-------- Input rows
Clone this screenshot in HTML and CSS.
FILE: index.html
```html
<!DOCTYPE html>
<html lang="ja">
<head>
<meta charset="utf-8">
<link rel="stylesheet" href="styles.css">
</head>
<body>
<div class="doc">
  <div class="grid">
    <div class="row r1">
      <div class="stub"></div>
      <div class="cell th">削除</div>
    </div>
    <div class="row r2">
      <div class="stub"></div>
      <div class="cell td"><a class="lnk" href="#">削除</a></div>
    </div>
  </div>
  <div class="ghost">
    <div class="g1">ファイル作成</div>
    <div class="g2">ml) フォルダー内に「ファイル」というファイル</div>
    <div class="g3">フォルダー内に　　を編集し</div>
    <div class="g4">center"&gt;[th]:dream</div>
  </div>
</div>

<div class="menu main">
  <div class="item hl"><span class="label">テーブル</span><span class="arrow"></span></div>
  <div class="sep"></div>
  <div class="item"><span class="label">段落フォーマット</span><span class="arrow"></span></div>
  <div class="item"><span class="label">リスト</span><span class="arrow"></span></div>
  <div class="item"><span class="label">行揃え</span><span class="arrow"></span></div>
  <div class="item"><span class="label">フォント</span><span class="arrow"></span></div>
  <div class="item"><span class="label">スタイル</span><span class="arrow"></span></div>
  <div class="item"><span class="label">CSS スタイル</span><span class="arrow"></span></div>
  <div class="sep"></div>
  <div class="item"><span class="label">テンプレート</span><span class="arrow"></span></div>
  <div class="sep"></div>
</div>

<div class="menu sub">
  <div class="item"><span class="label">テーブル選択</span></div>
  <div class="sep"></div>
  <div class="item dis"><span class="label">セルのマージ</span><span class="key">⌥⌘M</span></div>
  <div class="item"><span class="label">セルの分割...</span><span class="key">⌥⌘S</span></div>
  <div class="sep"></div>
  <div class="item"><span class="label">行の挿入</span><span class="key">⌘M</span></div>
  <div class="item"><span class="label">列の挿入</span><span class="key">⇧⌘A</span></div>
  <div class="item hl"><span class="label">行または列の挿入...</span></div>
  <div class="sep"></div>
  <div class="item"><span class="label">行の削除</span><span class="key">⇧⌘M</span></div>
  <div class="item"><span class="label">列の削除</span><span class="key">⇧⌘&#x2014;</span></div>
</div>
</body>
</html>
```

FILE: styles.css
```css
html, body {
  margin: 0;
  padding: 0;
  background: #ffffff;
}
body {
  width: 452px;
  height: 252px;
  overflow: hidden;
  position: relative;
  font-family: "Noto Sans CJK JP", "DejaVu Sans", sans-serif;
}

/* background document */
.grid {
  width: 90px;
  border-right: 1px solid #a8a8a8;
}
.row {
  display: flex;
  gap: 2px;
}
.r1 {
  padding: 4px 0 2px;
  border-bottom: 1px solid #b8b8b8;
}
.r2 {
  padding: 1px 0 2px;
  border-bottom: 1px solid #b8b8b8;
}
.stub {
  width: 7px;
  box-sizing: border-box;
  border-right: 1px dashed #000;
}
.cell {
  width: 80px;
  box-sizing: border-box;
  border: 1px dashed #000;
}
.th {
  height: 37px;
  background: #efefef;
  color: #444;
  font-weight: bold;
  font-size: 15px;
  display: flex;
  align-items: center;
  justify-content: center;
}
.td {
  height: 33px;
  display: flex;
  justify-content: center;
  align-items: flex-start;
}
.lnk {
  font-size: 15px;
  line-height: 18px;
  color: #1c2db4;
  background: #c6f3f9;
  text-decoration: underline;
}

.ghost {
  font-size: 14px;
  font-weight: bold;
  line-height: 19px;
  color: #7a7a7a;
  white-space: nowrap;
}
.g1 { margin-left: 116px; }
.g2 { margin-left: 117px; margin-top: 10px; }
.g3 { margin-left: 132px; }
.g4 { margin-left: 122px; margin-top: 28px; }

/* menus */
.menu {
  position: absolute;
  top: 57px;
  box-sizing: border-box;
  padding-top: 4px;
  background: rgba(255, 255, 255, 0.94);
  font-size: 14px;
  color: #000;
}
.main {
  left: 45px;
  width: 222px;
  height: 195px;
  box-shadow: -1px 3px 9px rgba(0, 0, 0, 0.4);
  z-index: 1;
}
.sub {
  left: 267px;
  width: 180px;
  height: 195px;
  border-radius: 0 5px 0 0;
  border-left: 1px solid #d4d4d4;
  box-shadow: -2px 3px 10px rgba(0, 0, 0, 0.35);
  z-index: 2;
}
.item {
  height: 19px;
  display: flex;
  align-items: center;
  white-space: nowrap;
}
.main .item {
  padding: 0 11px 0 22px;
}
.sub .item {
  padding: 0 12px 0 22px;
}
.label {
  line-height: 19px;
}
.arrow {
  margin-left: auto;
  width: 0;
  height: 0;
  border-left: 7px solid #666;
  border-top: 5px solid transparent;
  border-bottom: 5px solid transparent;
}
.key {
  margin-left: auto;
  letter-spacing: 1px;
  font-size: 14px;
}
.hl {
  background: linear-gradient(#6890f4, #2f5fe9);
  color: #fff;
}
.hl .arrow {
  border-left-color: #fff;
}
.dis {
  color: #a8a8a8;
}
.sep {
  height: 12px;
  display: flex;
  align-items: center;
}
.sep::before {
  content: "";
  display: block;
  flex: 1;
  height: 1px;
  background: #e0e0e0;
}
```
----------------
-------- Input rows
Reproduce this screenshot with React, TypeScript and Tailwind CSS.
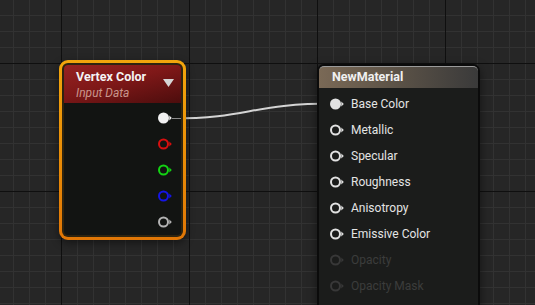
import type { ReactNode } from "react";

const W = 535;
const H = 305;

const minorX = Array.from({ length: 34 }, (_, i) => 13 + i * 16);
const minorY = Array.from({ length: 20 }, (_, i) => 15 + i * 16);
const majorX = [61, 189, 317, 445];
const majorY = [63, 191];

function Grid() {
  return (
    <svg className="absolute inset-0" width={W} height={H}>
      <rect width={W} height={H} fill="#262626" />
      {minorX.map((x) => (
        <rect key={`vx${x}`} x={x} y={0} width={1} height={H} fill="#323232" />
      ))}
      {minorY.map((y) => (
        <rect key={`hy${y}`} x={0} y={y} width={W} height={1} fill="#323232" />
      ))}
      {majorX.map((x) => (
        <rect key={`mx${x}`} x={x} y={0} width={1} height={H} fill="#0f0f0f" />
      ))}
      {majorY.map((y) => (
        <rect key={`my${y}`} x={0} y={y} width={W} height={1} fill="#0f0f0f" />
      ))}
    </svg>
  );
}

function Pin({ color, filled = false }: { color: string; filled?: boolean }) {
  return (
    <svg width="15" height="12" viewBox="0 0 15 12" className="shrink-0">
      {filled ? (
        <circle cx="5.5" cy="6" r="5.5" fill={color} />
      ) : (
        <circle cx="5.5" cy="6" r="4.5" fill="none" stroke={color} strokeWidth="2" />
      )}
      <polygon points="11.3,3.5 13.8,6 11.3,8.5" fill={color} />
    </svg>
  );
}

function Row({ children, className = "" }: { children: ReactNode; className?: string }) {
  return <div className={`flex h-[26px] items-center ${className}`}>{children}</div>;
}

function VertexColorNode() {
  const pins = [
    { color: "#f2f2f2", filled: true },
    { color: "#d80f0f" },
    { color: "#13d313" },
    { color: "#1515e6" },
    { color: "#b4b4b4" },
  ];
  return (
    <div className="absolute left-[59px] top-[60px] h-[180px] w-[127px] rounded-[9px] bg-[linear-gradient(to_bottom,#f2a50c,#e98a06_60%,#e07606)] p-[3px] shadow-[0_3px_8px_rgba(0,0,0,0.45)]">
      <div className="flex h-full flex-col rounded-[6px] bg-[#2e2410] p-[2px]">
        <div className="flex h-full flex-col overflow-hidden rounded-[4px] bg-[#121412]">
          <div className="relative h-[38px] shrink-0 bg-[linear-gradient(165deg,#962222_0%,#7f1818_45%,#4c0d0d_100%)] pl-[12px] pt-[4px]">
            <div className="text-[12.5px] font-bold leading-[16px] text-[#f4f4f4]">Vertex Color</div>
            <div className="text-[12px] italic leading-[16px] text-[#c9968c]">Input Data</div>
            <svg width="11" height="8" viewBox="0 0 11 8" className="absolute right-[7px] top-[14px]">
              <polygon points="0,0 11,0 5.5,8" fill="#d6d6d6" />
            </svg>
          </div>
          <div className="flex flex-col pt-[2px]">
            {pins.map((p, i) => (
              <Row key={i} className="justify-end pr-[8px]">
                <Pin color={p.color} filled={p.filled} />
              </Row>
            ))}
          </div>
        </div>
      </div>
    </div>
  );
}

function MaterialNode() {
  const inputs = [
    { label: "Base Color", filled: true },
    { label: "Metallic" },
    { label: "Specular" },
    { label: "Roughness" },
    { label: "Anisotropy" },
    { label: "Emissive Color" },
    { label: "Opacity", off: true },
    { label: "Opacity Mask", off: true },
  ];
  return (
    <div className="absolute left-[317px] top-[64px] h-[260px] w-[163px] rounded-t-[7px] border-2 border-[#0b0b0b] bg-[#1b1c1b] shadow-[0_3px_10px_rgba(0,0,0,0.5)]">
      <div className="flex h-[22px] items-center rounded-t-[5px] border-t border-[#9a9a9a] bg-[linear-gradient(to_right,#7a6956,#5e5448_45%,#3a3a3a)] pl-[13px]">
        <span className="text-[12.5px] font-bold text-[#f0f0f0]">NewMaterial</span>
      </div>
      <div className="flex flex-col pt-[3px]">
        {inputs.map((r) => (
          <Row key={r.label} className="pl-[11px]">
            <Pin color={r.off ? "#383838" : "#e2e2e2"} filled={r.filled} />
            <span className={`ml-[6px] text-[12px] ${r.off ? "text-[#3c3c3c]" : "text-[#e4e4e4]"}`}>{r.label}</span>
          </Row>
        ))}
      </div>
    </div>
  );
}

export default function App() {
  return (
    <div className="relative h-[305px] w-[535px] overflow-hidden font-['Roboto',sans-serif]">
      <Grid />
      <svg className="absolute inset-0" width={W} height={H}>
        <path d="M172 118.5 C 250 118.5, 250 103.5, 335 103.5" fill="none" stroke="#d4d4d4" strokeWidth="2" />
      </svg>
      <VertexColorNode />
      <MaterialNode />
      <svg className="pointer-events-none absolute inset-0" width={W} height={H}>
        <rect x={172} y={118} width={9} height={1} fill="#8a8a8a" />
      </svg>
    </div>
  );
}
----------------
Task requirements
Determine the count of lines in the data above with the string "screenshot" in them, and give that count alone.

Result for this exercise
2